次の話に移ります。ソフトウェア設計では「人間中心設計(HCD)」という設計手法が一般的であると高宮さんは言います。まずは利用者の潜在的ニーズを特定することから始まり、利用者の要求定義から要件定義を決めていくプロセスを踏むそうです。利用者の顕在的な要求にパッと飛びつくのではなく、より深い本質的な意図を把握することがソフトウェア設計に大切な要素である。グラフィックデザインは見るという閲覧モードで一方向の設計なのに対し、ソフトウェアのUI/UXデザインは「見た目と状態」、「性質」と「挙動」の3セットで設計しないといけないもので、見た目の先の動的な部分まで設計しなければいけないところがUI/UXの要だといいます。

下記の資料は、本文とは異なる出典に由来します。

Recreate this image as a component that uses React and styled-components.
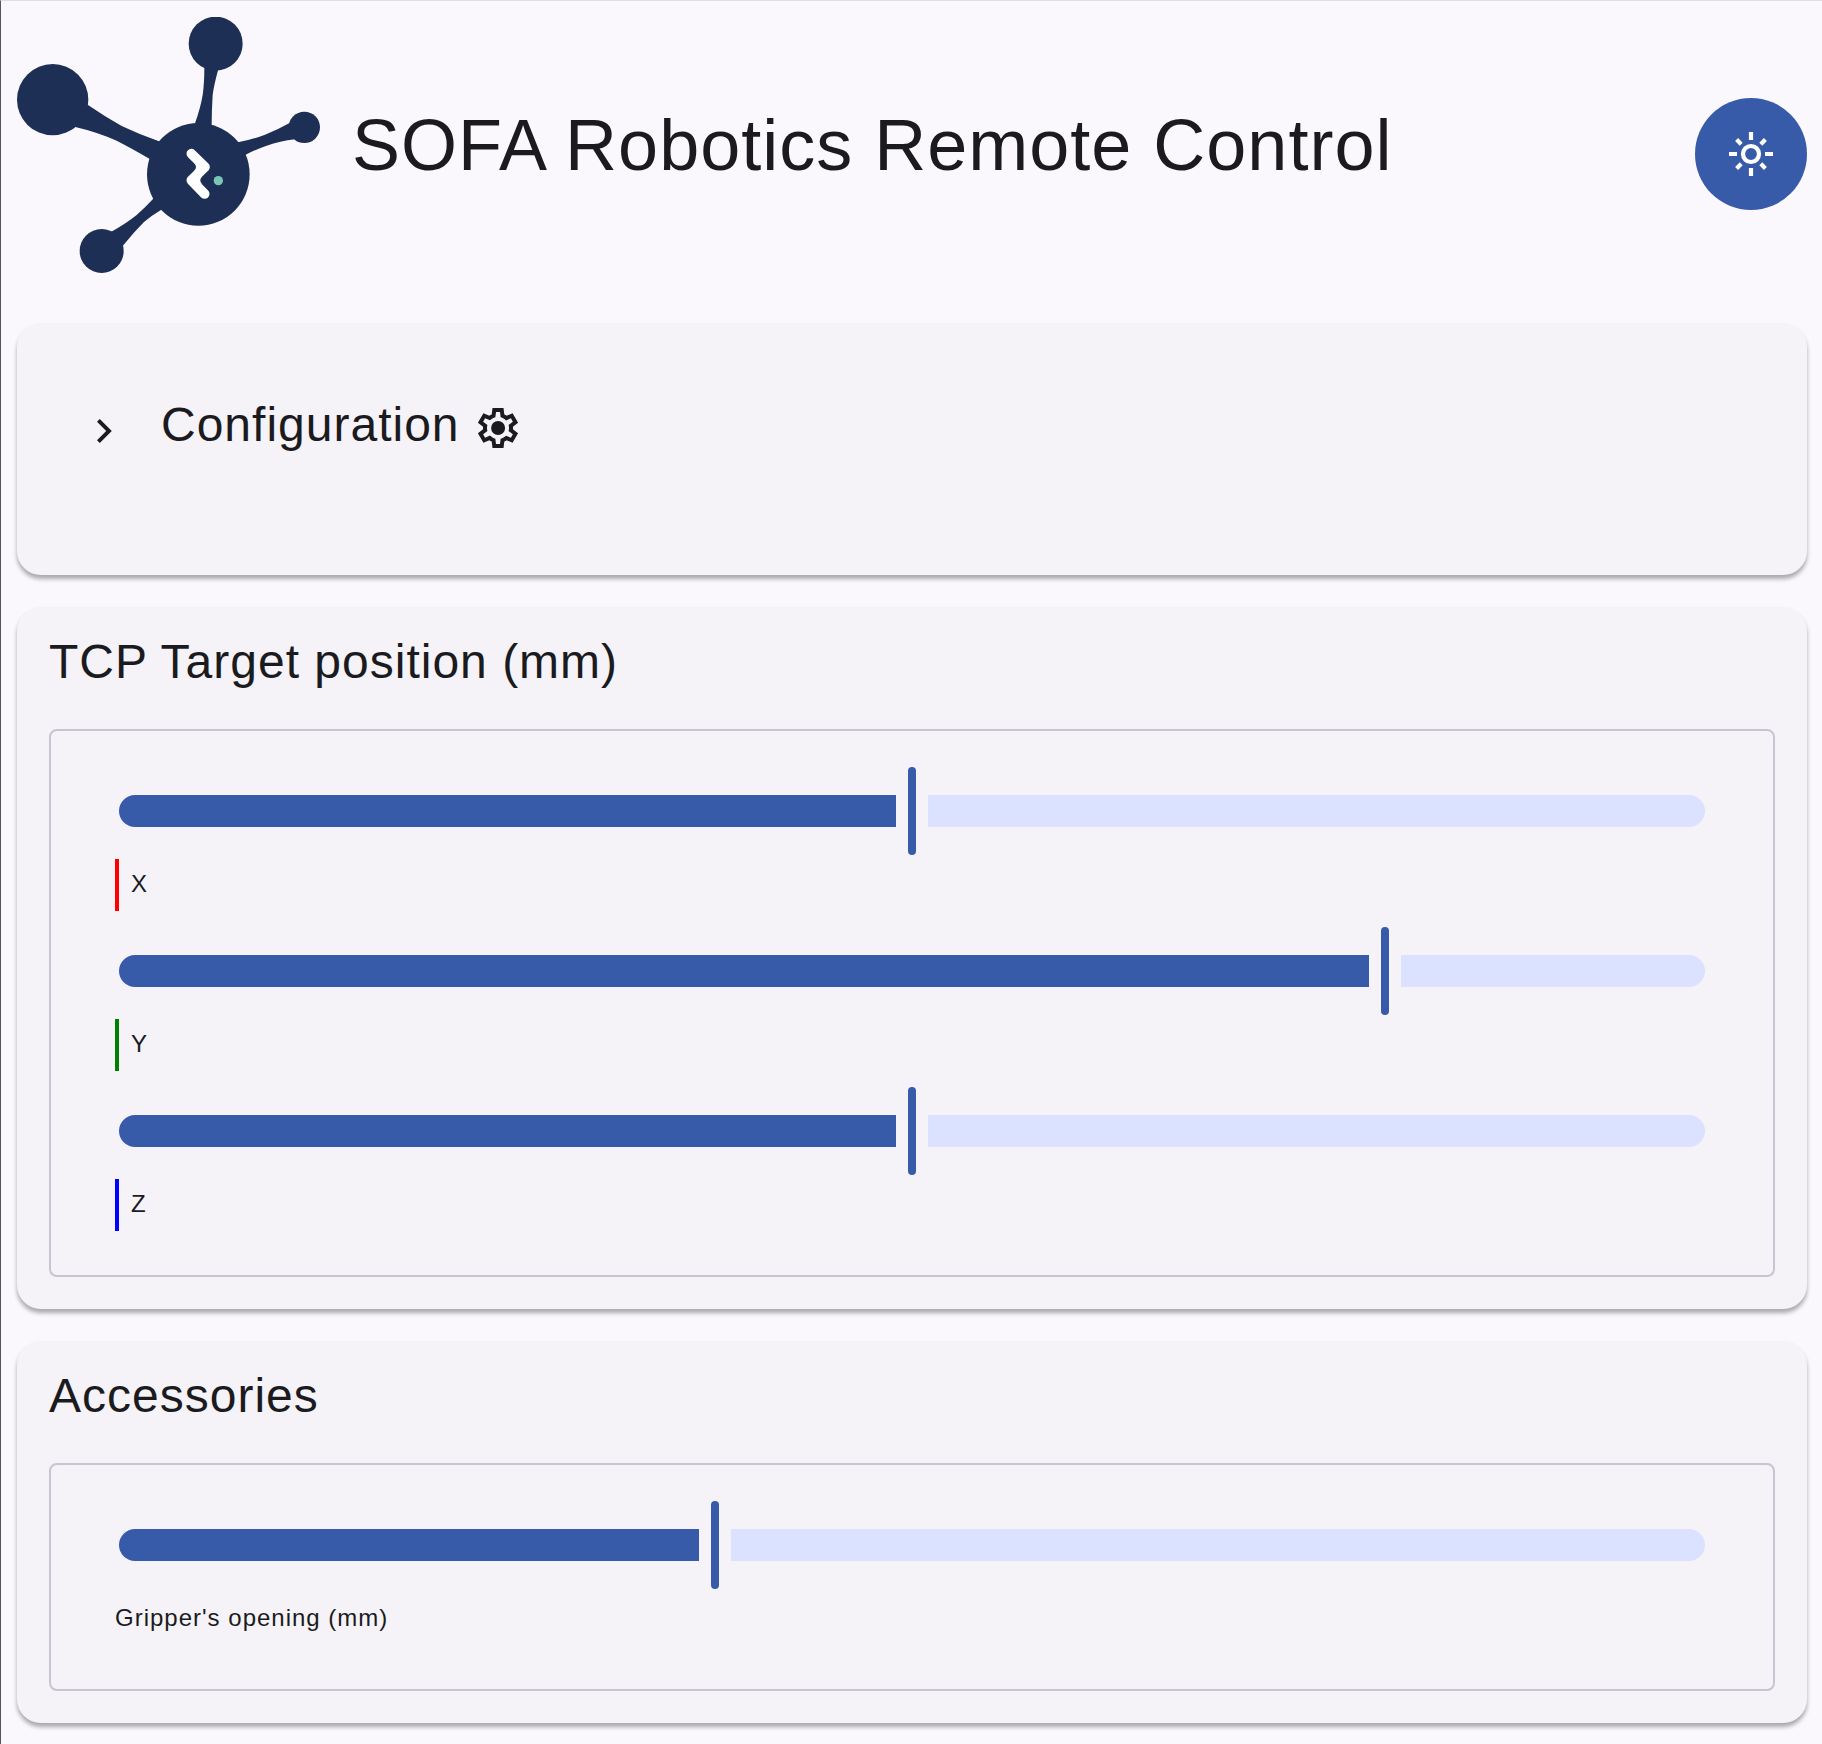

第2部:ワークショップ「画面をレビューしUI/UXの修正案を考える」

ワークショップ1

ここからは後半のワークショップへと移ります。今回のお題は「よくある画面をレビューし修正案を考える」です。学生たちは三人一組でチームを組み、お題に取り組みます。シンプルながら頭を使う課題に学生たちからもやる気充分といった雰囲気が伝わっています。一見画面がきれいでも、これはモバイルアプリで画面設計がこうなっており各コンポーネントがこうある。と論理的に順に考えていくと意外と問題が見つかると高宮さんからワークショップの取り組み方としてのアドバイスをいただいたところで、早速ワークショップのスタートです!

ワークショップ2

今回のお題に使われた画面はiOSのモバイル画面です。学生たちはフレームワークの見えにくい課題に対して苦戦していました。前提条件がはっきりしないなどの声が学生から上がるなど、学生たちは問題をどの様に捉えて良いか戸惑っている様子でした。その中で「画面遷移」と「分岐」の違いなど、UIならではの考え方に戸惑いながらも粘り強く問題を発見し、指摘していたのが印象的でした。学生からの指摘に対して高宮さんからはOSや各パーツに対して持つユーザーのメンタルモデルは年代などによって固定的だったりするので、情報設計をする上である程度、限定的な設計になる。だからこの部分に違和感があると指摘できるなどの解説をいただきました。

ワークショップ3

学生たちも段々と要領が掴めてきた様で次々に指摘が上がってきます。戻るボタンはここにある必要があるのか、ここの四角の領域は下の部分とまとめて表示した方が良い、ここの文字はなくては良いのでは、などと指摘が続きます。高宮さんからはアクションシートというものがあって、それに沿えばあまりユーザビリティ的には問題が起きないなどの解説をいただきました。最後に昨年ご登壇された際のワークショップのお題を問題形式で投げかけるなど、非常に知的な時間を過ごすことになりました。

総評

最後に昨年のお題に対しての解説を高宮さんからいただきます。 「例えばアップルのデザイン哲学として、身体に近い製品ほど丸くし、遠くなるほど四角になる特性を持つので、ボタン一つ設計するにもそういったことを考えて情報設計する必要があります。またポップアップについてですが、これはアラートコンポーネントとして定義されているので、基本的にポップアップは使用しない方が良いです。画面サイズが小さい場合、プライマリーのボタンが二つあるとユーザーを混乱させる可能性があるのでやめた方が良いです。今日はなんかシュールな会になってしまってすみませんでした。」高宮さんそんなことないです!本日はUI/UXに関しての詳しいお話ありがとうございました。